Herr Herbst hatte es schon gesagt, dass wir, unabhängig davon, wie der Unterricht an unseren Schulen abgesichert oder nicht abgesichert ist, ein zunehmendes Problem
haben. Ich möchte das hier ansprechen, weil ich denke, wenn wir als Oppositionsfraktionen nicht den Finger in die Wunde legen, wird das Problem schwieriger und größer. Da heißt es: Einsatz von Lehrern in Unterrichtsstunden, wofür sie nicht ausgebildet sind. Dieses Problem können wir uns in Sachsen nicht wirklich leisten.
Es gibt Russischlehrer, die Physik unterrichten. Ich habe überhaupt nichts dagegen, dass ein Russischlehrer Physik unterrichtet, aber doch bitte schön erst, nachdem er eine Weiterbildung dazu besucht hat oder möglicherweise einen entsprechenden Abschluss dafür hat. Es gibt Schulen in unserem Freistaat Sachsen, und das betrifft vor allen Dingen Mittelschulen – wir waren gerade bei der Ausbildung, und aus diesem Bereich kommen die Schüler vorwiegend –, in denen die Schüler in der 8. Klasse das erste Mal einen ausgebildeten Englischlehrer im Unterricht haben.
Das heißt, seit der 5. Klasse haben die Schüler Unterricht bei Lehrern, die dafür keine Ausbildung haben. Ich will nichts gegen den Unterricht sagen. Ich will nicht bestreiten, dass sich die Kollegen große Mühe geben, aber sie haben dafür keine Ausbildung erhalten. Ich denke, das kann so nicht funktionieren.
Ich bitte den Staatsminister ausdrücklich, sich dieses Problems anzunehmen, damit wir einen fachgerechten Einsatz der Lehrerinnen und Lehrer haben. Bemerken möchte ich noch, dass es im Berufsschulbereich seit Jahren so ist, dass die Lehrer in der Regel nicht danach eingesetzt sind, wofür sie ausgebildet wurden.
Möchte die CDUFraktion das Wort noch einmal ergreifen? – Das kann ich nicht erkennen. Dann frage ich die Staatsregierung. – Herr Minister Flath, bitte.
Frau Präsidentin!
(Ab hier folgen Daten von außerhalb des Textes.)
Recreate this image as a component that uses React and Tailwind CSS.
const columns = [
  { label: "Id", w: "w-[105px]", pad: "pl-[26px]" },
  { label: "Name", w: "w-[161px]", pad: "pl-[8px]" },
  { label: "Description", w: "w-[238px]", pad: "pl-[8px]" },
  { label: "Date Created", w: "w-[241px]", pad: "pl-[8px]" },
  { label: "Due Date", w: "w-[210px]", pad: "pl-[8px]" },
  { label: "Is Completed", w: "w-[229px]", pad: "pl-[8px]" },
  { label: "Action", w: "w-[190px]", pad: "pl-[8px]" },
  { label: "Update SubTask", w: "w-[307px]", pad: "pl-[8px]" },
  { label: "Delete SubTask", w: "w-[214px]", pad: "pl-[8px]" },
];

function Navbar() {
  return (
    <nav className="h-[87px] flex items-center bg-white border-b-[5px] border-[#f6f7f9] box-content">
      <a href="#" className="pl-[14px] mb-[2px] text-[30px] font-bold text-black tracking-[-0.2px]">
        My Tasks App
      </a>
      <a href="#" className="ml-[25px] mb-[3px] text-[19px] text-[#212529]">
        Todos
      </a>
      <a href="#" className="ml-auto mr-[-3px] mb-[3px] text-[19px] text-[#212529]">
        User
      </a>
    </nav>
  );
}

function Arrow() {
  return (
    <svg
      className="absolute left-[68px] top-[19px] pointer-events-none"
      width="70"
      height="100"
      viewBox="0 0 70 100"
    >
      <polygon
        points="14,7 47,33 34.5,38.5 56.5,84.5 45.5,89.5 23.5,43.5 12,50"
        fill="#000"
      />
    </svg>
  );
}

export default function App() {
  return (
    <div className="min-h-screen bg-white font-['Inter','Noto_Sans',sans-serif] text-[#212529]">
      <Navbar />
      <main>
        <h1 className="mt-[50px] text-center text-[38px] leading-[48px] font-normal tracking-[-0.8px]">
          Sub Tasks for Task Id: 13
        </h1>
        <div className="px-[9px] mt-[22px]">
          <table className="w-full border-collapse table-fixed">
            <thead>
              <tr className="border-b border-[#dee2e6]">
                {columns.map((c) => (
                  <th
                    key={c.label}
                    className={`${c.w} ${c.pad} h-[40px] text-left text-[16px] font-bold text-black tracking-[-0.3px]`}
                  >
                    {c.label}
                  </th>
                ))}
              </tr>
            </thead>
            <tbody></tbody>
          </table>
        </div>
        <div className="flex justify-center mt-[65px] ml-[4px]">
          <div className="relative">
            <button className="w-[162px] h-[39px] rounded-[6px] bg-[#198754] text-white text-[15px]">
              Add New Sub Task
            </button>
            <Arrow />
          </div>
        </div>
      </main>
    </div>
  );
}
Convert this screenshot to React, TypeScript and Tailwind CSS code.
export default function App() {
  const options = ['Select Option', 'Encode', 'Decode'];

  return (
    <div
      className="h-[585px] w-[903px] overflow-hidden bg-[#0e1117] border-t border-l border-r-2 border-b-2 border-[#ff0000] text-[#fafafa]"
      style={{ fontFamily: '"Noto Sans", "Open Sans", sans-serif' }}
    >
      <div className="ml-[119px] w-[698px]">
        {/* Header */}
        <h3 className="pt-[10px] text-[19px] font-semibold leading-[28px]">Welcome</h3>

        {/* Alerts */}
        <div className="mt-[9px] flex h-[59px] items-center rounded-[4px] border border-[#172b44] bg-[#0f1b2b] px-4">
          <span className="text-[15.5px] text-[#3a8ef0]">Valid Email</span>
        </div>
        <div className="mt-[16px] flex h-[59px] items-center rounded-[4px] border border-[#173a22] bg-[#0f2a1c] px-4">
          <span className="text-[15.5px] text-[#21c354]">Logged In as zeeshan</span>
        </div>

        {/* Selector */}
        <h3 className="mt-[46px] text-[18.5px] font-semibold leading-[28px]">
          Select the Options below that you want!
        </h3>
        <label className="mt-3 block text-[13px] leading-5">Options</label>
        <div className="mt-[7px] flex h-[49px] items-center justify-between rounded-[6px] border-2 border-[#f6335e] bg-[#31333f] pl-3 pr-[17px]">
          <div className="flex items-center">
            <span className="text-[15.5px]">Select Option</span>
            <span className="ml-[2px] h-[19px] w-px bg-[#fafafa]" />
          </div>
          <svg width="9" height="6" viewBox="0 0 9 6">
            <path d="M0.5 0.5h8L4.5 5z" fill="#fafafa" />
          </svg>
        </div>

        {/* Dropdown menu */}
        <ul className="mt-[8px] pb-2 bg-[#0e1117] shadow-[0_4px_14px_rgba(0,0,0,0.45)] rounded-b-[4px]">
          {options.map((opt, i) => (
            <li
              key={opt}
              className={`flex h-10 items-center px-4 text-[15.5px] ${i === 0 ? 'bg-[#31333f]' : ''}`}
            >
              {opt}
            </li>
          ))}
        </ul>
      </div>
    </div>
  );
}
Meine sehr verehrten Damen und Herren Abgeordneten! Zunächst möchte ich als Mitglied der Staatsregierung einen Vorwurf in aller Deutlichkeit zurückweisen.
Frau Klinger von der Linksfraktion.PDS hat kritisiert, dass der Ministerpräsident des Freistaates Sachsen in den Vereinigten Staaten sei und sich deshalb nicht um die jungen Leute in Sachsen kümmere. Das will ich zurückweisen. Als Sachsen vor drei Jahren in einer schwierigen Situation war, sind wir außerordentlich dankbar gewesen, als auch Spenden aus den Vereinigten Staaten hier eintrafen.
Wie immer man persönlich darüber denken sollte, aber wir sind hier im Hohen Hause, deshalb halte ich es für nicht richtig, dass kritisiert wird, dass der Ministerpräsident für nur zwei Tage in den Vereinigten Staaten weilt und dort Menschen, die in Not geraten sind, als ein Zeichen der Solidarität von Sachsen aus Mut macht für den Wiederaufbau. Ich finde das völlig in Ordnung.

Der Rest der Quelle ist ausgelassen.